While I was reading Wondrich’s book, I was pulled in by a couple of other old punch recipes that he had uncovered—but ones that weren’t traditionally clarified with milk. One was Ruby Punch, a recipe Wondrich found in Jerry Thomas’s Bar-Tenders Guide from 1862 that features a seriously tasty combination of black tea, ruby port, lemon, and a funky rum-esque liquor called Batavia Arrack. The other was Billy Dawson’s Punch, which in classic English punch form, combines both brandy and rum with, oddly enough, some dark beer like porter or stout and richly flavored Demerara sugar. They are both delicious on their own, but I really loved how they changed with milk clarification.
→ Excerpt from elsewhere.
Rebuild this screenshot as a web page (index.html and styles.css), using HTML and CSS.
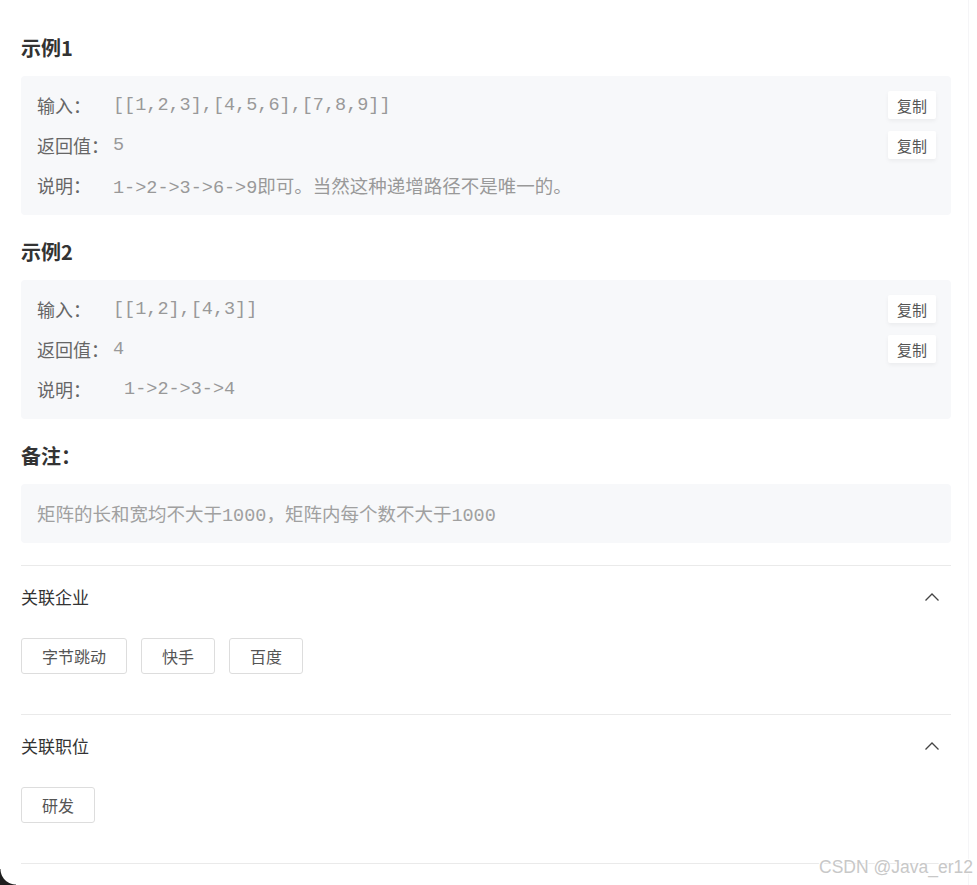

The Ruby Punch, originally rich in tannins and color from both strong tea and port, turns silky smooth and fruity after clarification, and its color change is dramatic—from inky plum to a light rosé wine. Come to think of it, if you like rosé, I think you’ll love this one. Billy Dawson’s concoction is a more spirit-forward, less fruity affair that would feel right at home in a snifter sitting on a mahogany desk surrounded by leather-bound books (I think you know what I’m talking about). My milk-clarified version is full-bodied, amber-hued, and smooth. You still taste the brandy and the molasses-like demerara, but there are no rough edges to keep it from going down easy.